Task:
Repeat the data below exactly, dropping any pictures it holds.

════

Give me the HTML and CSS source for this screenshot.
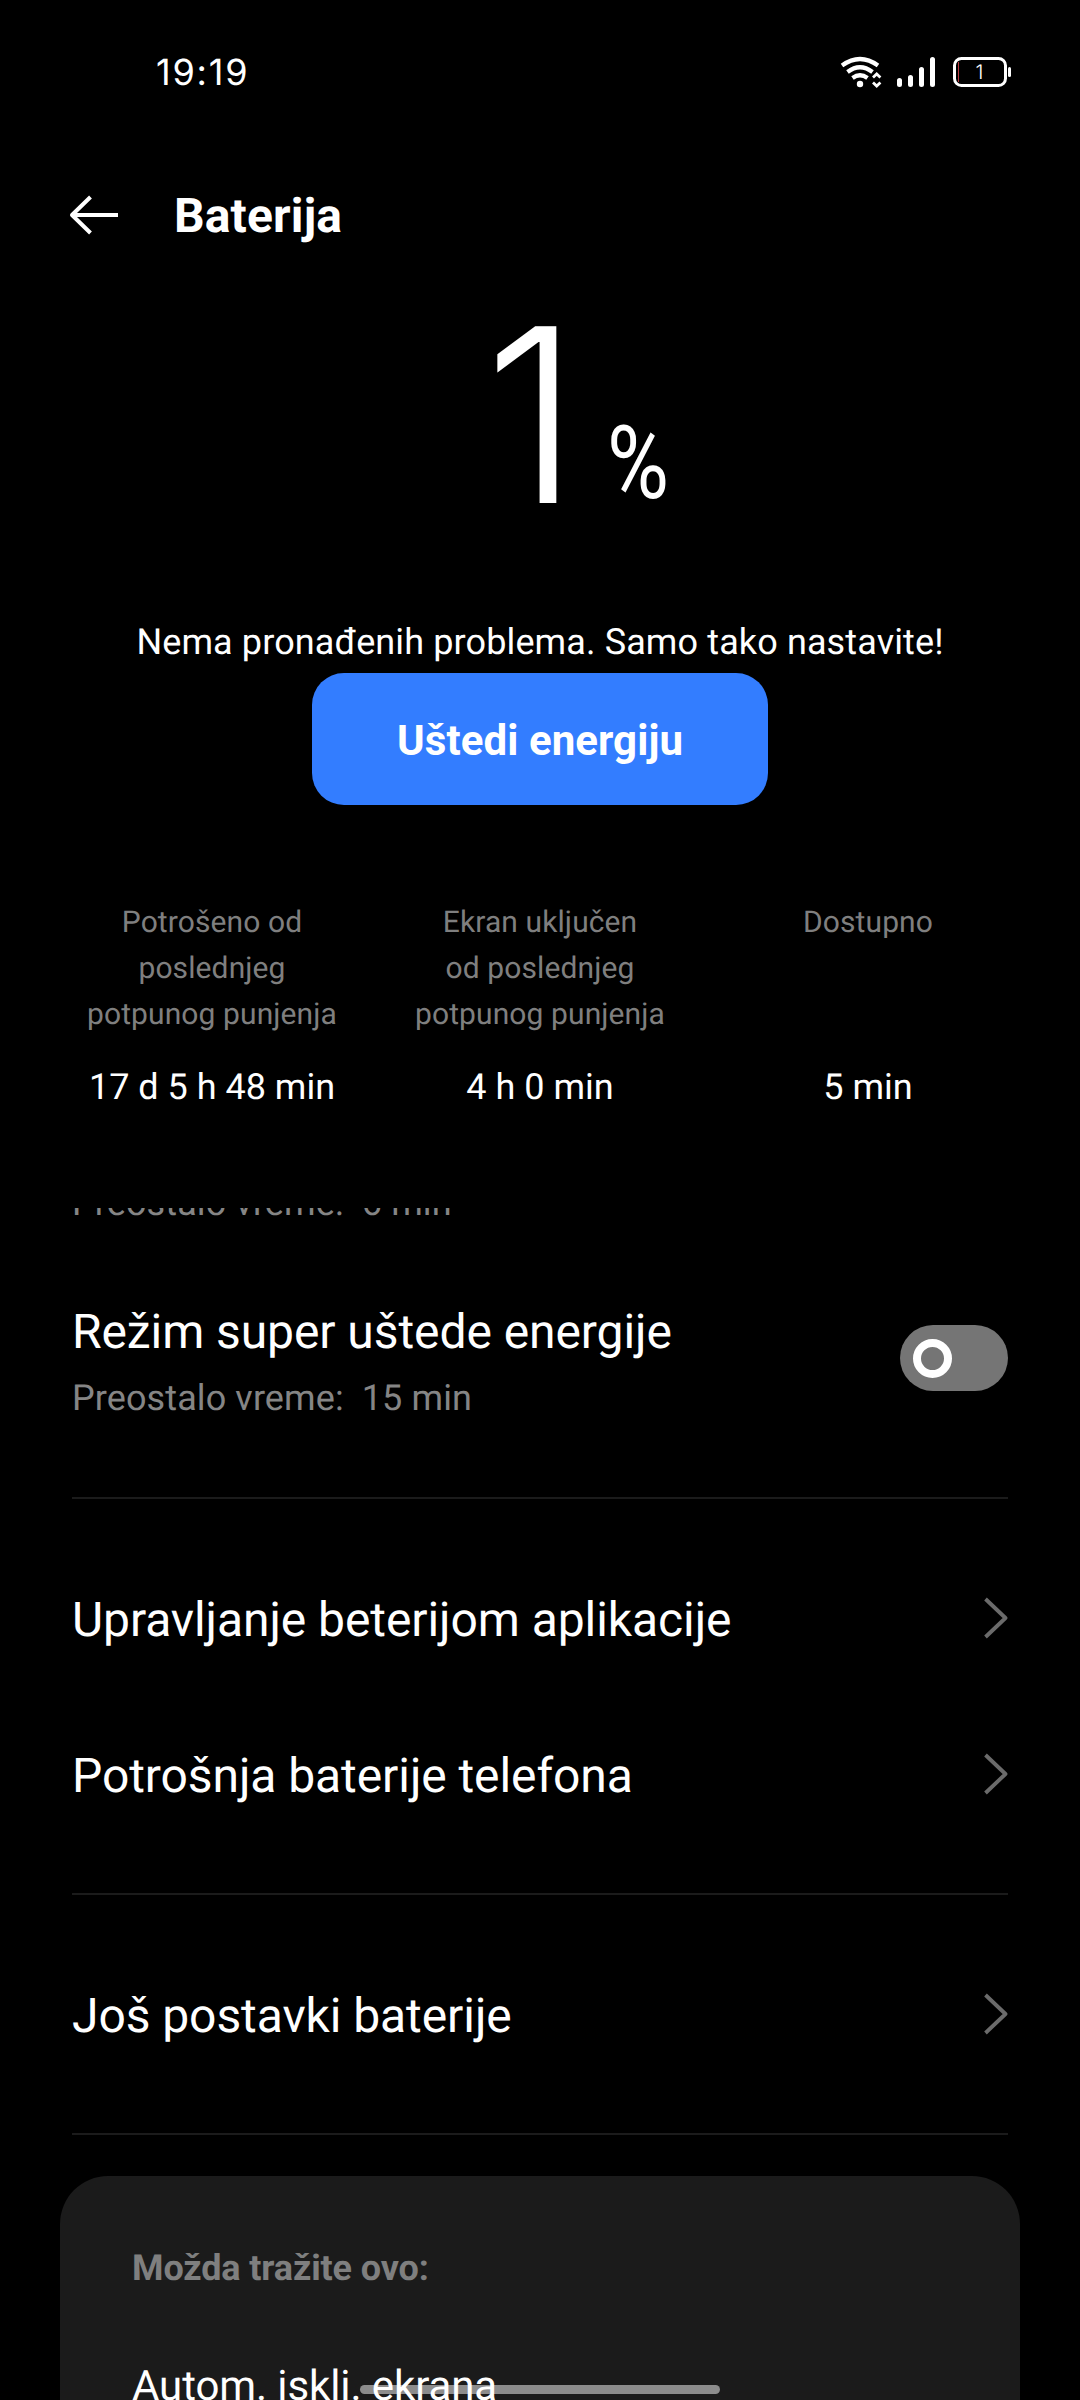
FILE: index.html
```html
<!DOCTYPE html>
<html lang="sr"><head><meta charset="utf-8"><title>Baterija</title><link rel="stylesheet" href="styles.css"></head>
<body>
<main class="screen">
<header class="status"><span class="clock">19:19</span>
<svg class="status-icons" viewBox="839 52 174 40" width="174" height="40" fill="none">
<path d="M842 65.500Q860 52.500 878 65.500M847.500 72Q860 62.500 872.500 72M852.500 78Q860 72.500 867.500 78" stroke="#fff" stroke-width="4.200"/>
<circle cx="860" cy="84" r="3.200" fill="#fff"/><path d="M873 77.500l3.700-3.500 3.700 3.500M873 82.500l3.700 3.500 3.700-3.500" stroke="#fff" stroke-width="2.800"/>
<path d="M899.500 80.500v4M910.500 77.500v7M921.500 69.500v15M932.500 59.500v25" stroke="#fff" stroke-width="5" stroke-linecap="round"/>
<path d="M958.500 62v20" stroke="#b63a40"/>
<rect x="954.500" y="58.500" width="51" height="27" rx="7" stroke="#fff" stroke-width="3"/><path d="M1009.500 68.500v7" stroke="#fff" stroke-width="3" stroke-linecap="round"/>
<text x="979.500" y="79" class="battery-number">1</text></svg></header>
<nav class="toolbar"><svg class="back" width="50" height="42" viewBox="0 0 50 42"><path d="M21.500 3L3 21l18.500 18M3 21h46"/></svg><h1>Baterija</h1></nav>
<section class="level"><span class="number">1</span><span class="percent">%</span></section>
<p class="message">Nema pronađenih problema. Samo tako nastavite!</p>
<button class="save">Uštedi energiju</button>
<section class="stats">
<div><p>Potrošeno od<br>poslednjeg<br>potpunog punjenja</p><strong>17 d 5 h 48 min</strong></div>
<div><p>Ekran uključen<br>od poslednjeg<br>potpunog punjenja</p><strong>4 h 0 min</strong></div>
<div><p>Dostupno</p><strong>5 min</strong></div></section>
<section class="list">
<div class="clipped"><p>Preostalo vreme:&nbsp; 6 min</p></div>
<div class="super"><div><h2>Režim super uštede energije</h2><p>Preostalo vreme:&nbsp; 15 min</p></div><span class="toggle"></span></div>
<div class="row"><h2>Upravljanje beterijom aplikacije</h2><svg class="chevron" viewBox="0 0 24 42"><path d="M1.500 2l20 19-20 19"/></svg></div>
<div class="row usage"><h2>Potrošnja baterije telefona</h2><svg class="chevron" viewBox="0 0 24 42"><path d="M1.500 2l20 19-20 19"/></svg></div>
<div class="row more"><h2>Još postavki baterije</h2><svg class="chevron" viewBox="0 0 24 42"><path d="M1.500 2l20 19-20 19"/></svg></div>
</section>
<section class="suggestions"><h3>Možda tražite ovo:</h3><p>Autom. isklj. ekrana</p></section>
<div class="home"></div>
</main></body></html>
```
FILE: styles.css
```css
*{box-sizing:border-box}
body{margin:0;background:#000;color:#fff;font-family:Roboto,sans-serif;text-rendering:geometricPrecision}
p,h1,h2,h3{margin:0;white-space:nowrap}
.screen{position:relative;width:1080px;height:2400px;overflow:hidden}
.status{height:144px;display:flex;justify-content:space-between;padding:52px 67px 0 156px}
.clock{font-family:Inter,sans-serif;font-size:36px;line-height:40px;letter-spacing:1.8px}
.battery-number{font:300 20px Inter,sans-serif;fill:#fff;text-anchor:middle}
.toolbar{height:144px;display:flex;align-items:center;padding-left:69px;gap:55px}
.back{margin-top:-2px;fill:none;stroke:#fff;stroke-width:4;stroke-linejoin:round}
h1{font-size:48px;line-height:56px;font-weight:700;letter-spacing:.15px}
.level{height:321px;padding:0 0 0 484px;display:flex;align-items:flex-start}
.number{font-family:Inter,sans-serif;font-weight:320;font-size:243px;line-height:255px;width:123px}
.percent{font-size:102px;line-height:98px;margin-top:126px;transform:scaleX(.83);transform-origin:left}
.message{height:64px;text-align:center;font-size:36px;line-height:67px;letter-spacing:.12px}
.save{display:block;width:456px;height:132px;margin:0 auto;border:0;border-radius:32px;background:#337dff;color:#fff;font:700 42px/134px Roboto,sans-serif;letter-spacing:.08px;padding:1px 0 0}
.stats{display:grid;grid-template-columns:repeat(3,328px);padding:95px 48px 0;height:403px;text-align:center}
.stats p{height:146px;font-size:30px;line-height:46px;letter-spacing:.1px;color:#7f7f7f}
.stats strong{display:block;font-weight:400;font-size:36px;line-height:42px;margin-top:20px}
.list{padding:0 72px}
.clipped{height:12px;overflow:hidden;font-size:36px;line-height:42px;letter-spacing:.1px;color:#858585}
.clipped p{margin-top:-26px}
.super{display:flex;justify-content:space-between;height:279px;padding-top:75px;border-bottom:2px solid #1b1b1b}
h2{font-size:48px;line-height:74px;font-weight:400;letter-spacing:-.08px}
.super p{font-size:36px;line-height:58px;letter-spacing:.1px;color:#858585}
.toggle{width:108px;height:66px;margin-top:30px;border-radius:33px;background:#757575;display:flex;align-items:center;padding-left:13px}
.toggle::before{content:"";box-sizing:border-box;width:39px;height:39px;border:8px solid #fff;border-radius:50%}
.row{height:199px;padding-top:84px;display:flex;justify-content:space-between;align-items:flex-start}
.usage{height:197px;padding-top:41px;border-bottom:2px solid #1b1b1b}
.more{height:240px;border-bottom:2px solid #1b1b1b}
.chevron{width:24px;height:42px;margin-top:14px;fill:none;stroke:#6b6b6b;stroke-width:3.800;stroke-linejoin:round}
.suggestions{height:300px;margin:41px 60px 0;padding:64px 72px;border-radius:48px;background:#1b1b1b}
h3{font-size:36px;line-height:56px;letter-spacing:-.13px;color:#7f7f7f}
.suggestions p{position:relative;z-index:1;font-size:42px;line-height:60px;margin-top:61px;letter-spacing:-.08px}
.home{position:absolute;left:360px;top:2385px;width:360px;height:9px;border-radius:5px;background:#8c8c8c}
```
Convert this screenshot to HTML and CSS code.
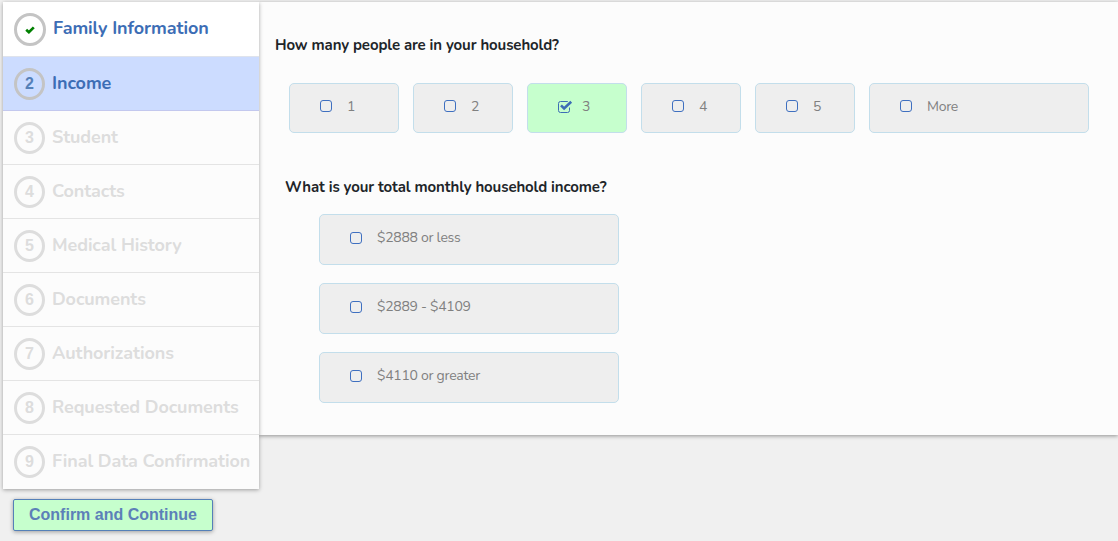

════

Solution to the exercise:
Give me the HTML and CSS source for this screenshot.
FILE: index.html
```html
<!DOCTYPE html>
<html lang="sr"><head><meta charset="utf-8"><title>Baterija</title><link rel="stylesheet" href="styles.css"></head>
<body>
<main class="screen">
<header class="status"><span class="clock">19:19</span>
<svg class="status-icons" viewBox="839 52 174 40" width="174" height="40" fill="none">
<path d="M842 65.500Q860 52.500 878 65.500M847.500 72Q860 62.500 872.500 72M852.500 78Q860 72.500 867.500 78" stroke="#fff" stroke-width="4.200"/>
<circle cx="860" cy="84" r="3.200" fill="#fff"/><path d="M873 77.500l3.700-3.500 3.700 3.500M873 82.500l3.700 3.500 3.700-3.500" stroke="#fff" stroke-width="2.800"/>
<path d="M899.500 80.500v4M910.500 77.500v7M921.500 69.500v15M932.500 59.500v25" stroke="#fff" stroke-width="5" stroke-linecap="round"/>
<path d="M958.500 62v20" stroke="#b63a40"/>
<rect x="954.500" y="58.500" width="51" height="27" rx="7" stroke="#fff" stroke-width="3"/><path d="M1009.500 68.500v7" stroke="#fff" stroke-width="3" stroke-linecap="round"/>
<text x="979.500" y="79" class="battery-number">1</text></svg></header>
<nav class="toolbar"><svg class="back" width="50" height="42" viewBox="0 0 50 42"><path d="M21.500 3L3 21l18.500 18M3 21h46"/></svg><h1>Baterija</h1></nav>
<section class="level"><span class="number">1</span><span class="percent">%</span></section>
<p class="message">Nema pronađenih problema. Samo tako nastavite!</p>
<button class="save">Uštedi energiju</button>
<section class="stats">
<div><p>Potrošeno od<br>poslednjeg<br>potpunog punjenja</p><strong>17 d 5 h 48 min</strong></div>
<div><p>Ekran uključen<br>od poslednjeg<br>potpunog punjenja</p><strong>4 h 0 min</strong></div>
<div><p>Dostupno</p><strong>5 min</strong></div></section>
<section class="list">
<div class="clipped"><p>Preostalo vreme:&nbsp; 6 min</p></div>
<div class="super"><div><h2>Režim super uštede energije</h2><p>Preostalo vreme:&nbsp; 15 min</p></div><span class="toggle"></span></div>
<div class="row"><h2>Upravljanje beterijom aplikacije</h2><svg class="chevron" viewBox="0 0 24 42"><path d="M1.500 2l20 19-20 19"/></svg></div>
<div class="row usage"><h2>Potrošnja baterije telefona</h2><svg class="chevron" viewBox="0 0 24 42"><path d="M1.500 2l20 19-20 19"/></svg></div>
<div class="row more"><h2>Još postavki baterije</h2><svg class="chevron" viewBox="0 0 24 42"><path d="M1.500 2l20 19-20 19"/></svg></div>
</section>
<section class="suggestions"><h3>Možda tražite ovo:</h3><p>Autom. isklj. ekrana</p></section>
<div class="home"></div>
</main></body></html>
```
FILE: styles.css
```css
*{box-sizing:border-box}
body{margin:0;background:#000;color:#fff;font-family:Roboto,sans-serif;text-rendering:geometricPrecision}
p,h1,h2,h3{margin:0;white-space:nowrap}
.screen{position:relative;width:1080px;height:2400px;overflow:hidden}
.status{height:144px;display:flex;justify-content:space-between;padding:52px 67px 0 156px}
.clock{font-family:Inter,sans-serif;font-size:36px;line-height:40px;letter-spacing:1.8px}
.battery-number{font:300 20px Inter,sans-serif;fill:#fff;text-anchor:middle}
.toolbar{height:144px;display:flex;align-items:center;padding-left:69px;gap:55px}
.back{margin-top:-2px;fill:none;stroke:#fff;stroke-width:4;stroke-linejoin:round}
h1{font-size:48px;line-height:56px;font-weight:700;letter-spacing:.15px}
.level{height:321px;padding:0 0 0 484px;display:flex;align-items:flex-start}
.number{font-family:Inter,sans-serif;font-weight:320;font-size:243px;line-height:255px;width:123px}
.percent{font-size:102px;line-height:98px;margin-top:126px;transform:scaleX(.83);transform-origin:left}
.message{height:64px;text-align:center;font-size:36px;line-height:67px;letter-spacing:.12px}
.save{display:block;width:456px;height:132px;margin:0 auto;border:0;border-radius:32px;background:#337dff;color:#fff;font:700 42px/134px Roboto,sans-serif;letter-spacing:.08px;padding:1px 0 0}
.stats{display:grid;grid-template-columns:repeat(3,328px);padding:95px 48px 0;height:403px;text-align:center}
.stats p{height:146px;font-size:30px;line-height:46px;letter-spacing:.1px;color:#7f7f7f}
.stats strong{display:block;font-weight:400;font-size:36px;line-height:42px;margin-top:20px}
.list{padding:0 72px}
.clipped{height:12px;overflow:hidden;font-size:36px;line-height:42px;letter-spacing:.1px;color:#858585}
.clipped p{margin-top:-26px}
.super{display:flex;justify-content:space-between;height:279px;padding-top:75px;border-bottom:2px solid #1b1b1b}
h2{font-size:48px;line-height:74px;font-weight:400;letter-spacing:-.08px}
.super p{font-size:36px;line-height:58px;letter-spacing:.1px;color:#858585}
.toggle{width:108px;height:66px;margin-top:30px;border-radius:33px;background:#757575;display:flex;align-items:center;padding-left:13px}
.toggle::before{content:"";box-sizing:border-box;width:39px;height:39px;border:8px solid #fff;border-radius:50%}
.row{height:199px;padding-top:84px;display:flex;justify-content:space-between;align-items:flex-start}
.usage{height:197px;padding-top:41px;border-bottom:2px solid #1b1b1b}
.more{height:240px;border-bottom:2px solid #1b1b1b}
.chevron{width:24px;height:42px;margin-top:14px;fill:none;stroke:#6b6b6b;stroke-width:3.800;stroke-linejoin:round}
.suggestions{height:300px;margin:41px 60px 0;padding:64px 72px;border-radius:48px;background:#1b1b1b}
h3{font-size:36px;line-height:56px;letter-spacing:-.13px;color:#7f7f7f}
.suggestions p{position:relative;z-index:1;font-size:42px;line-height:60px;margin-top:61px;letter-spacing:-.08px}
.home{position:absolute;left:360px;top:2385px;width:360px;height:9px;border-radius:5px;background:#8c8c8c}
```
Convert this screenshot to HTML and CSS code.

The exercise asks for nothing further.